2. Passages from The Tale of the Heike , Barbara Ruch's "The Other Side of Culture in Medieval Japan," and "Chapter 5: Gendered Power of Light" from Unno's Shingon Refractions contain discussions of the lives of Medieval Japanese Buddhist women. Create a dialogue among the women from these sources discussing the relation between individual spirituality, Buddhist institutions and society, and gender. Include both philosophical and social reflections that examine women and men's religious potential and social possibilities and limitations. Be sure to document your sources.

3. Gender and Buddhism. On the one hand, religious realization of enlightenment is often described in terms of internalizing what are seen as external faults and seeing them within oneself. On the other, various social issues including unequal treatment of women within Buddhist communities may require external changes in those communities. Discuss the relation between inner realization and external social or organizational change based on the findings of two or three scholars. What do these scholars say or imply about this relationship, and what are the strengths and weaknesses of their views?

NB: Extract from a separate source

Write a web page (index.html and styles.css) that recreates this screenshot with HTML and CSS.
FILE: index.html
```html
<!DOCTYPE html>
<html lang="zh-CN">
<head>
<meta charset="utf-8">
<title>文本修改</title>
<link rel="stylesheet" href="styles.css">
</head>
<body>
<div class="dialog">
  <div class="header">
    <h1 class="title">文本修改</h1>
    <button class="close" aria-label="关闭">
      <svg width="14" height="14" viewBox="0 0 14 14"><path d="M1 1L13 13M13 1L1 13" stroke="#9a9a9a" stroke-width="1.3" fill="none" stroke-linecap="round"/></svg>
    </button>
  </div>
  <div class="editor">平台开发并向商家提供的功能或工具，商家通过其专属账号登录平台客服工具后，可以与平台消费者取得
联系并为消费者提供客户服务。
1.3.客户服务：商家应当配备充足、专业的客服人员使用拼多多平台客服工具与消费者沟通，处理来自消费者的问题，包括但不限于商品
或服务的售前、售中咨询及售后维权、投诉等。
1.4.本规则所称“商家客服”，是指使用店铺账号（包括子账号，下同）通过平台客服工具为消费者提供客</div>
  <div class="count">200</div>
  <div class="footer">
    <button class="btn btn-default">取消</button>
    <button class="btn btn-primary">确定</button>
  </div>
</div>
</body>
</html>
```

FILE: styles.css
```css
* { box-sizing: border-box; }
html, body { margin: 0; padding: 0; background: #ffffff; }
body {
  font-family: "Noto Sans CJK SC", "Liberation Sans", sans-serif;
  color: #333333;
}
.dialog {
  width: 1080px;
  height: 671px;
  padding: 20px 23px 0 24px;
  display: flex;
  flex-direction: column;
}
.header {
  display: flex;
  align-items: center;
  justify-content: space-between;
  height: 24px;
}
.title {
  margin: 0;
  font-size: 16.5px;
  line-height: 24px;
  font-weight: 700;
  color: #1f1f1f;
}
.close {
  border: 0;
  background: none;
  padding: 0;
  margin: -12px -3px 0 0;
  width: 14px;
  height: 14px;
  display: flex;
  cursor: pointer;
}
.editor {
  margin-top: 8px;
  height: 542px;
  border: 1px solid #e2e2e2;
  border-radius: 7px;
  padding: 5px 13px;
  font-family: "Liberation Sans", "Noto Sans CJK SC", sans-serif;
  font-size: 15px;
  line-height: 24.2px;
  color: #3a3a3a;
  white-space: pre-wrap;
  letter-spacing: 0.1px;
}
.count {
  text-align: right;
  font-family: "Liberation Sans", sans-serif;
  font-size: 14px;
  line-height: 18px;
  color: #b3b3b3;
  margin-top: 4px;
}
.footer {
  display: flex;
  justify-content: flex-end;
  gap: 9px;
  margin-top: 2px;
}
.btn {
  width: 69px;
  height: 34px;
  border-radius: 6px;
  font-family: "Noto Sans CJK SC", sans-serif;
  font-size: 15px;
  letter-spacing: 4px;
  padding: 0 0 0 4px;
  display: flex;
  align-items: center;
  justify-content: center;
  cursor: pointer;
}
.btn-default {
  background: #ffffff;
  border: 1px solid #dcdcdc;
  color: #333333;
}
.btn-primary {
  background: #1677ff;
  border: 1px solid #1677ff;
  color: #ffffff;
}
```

4. Dogen and Uchiyama. Find three passages from Uchiyama's Opening the Hand of Tbought that correspond to three passages from Dogen's writings. These may or may not be direct quotations from Dogen, but Uchiyama's ideas should at least closely correspond to the meaning conveyed by the passages you select from Dogen. Show how Uchiyama interprets these passages in ways that closely follow some of Dogen's core philosophical ideas, such as "sitting-only," "practice as awakening," and "dropping off body-mind." Then, discuss how Uchiyama's contemporary, lay-centered interpretations may or may not vary from Dogen's monastery-centered views in their social ramifications.

5. Shinran and Myoe: Compare and contrast Shinran's practice of receiving the other-power Name of Amida Buddha through the realization of Namu Amida Butsu, and Myoe's practice of the Mantra of Light. Discuss how both attempt to express the two-fold truth, to achieve realization in this life (faith, true entrusting), birth in Amida's Pure Land in the afterlife, and address the needs of lay novices as well as seasoned practitioners. Examine similarities and differences.

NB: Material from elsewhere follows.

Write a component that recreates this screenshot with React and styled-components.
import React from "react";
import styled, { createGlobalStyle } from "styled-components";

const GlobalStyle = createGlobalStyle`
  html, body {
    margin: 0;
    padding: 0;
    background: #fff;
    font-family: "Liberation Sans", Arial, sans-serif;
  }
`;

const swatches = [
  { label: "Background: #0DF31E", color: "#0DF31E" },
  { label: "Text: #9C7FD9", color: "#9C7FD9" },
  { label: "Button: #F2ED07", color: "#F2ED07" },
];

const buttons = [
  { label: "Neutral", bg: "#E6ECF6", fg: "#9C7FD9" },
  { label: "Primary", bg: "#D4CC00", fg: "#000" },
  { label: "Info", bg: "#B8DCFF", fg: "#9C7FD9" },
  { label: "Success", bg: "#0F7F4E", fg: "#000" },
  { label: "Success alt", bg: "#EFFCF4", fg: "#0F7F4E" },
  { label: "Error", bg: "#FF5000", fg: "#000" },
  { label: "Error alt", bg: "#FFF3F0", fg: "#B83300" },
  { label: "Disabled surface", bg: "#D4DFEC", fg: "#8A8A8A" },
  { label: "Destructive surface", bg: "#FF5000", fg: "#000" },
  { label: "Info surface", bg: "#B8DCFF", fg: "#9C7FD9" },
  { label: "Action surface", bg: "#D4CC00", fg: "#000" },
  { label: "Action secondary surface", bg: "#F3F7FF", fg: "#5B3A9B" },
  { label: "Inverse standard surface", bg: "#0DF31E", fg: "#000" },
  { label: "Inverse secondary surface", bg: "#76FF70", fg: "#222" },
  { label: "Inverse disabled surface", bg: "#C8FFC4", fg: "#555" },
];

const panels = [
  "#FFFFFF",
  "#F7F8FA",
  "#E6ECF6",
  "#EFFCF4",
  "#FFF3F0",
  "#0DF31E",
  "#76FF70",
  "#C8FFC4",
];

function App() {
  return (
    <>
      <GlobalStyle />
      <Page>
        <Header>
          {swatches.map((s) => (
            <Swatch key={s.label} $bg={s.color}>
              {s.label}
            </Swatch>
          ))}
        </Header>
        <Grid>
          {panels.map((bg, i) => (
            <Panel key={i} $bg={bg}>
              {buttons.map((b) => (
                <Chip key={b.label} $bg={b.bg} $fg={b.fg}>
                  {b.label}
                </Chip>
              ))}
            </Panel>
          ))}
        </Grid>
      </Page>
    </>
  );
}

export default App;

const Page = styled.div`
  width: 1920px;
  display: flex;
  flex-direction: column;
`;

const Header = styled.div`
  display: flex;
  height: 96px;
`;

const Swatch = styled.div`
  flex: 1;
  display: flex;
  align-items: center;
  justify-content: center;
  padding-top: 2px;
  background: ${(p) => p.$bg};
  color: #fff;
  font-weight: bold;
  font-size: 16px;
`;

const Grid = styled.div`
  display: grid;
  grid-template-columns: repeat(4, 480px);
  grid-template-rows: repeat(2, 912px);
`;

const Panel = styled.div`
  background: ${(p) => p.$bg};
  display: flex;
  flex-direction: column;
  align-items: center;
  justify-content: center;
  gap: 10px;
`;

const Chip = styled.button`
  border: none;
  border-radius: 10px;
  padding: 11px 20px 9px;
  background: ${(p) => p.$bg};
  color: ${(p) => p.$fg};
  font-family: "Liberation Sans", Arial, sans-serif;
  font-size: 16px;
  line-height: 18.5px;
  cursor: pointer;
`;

6. Emptiness and transgression. Emptiness as a critical term is designed to break down dogmatic assumptions and barriers. On the positive or creative side, the realization of emptiness is an all-encompassing oneness. In terms of both its critical and positive functions, emptiness implies that, ultimately, nothing is excluded in Buddhist awareness, and that all phenomena are included. Historically, this has led to the questioning of distinctions of lay and ordained, pure and defiled, male and female, celibate and non-celibate, and so on. Compare and contrast two or more transgressive figures that we have studied and how their transgressive practices and behaviors reflect the dynamic of emptiness.

7. For REL 444 students only: Near Death. You have a terminal case of liver cancer. Several months have passed since the diagnosis and now the end is near. Your lover/partner is far away and is unable to share this time with you, caught in a foreign land with an invalid passport. You are writing a letter to your lover/partner expressing what the past has meant to you, what you have learned as you struggled with the illness and impending death, and how you now see life and death. Write this letter drawing on the works we have read. You may combine insights from more than one text if you like, but it is recommended that you restrict your sources to two or three sources and not try to do too much.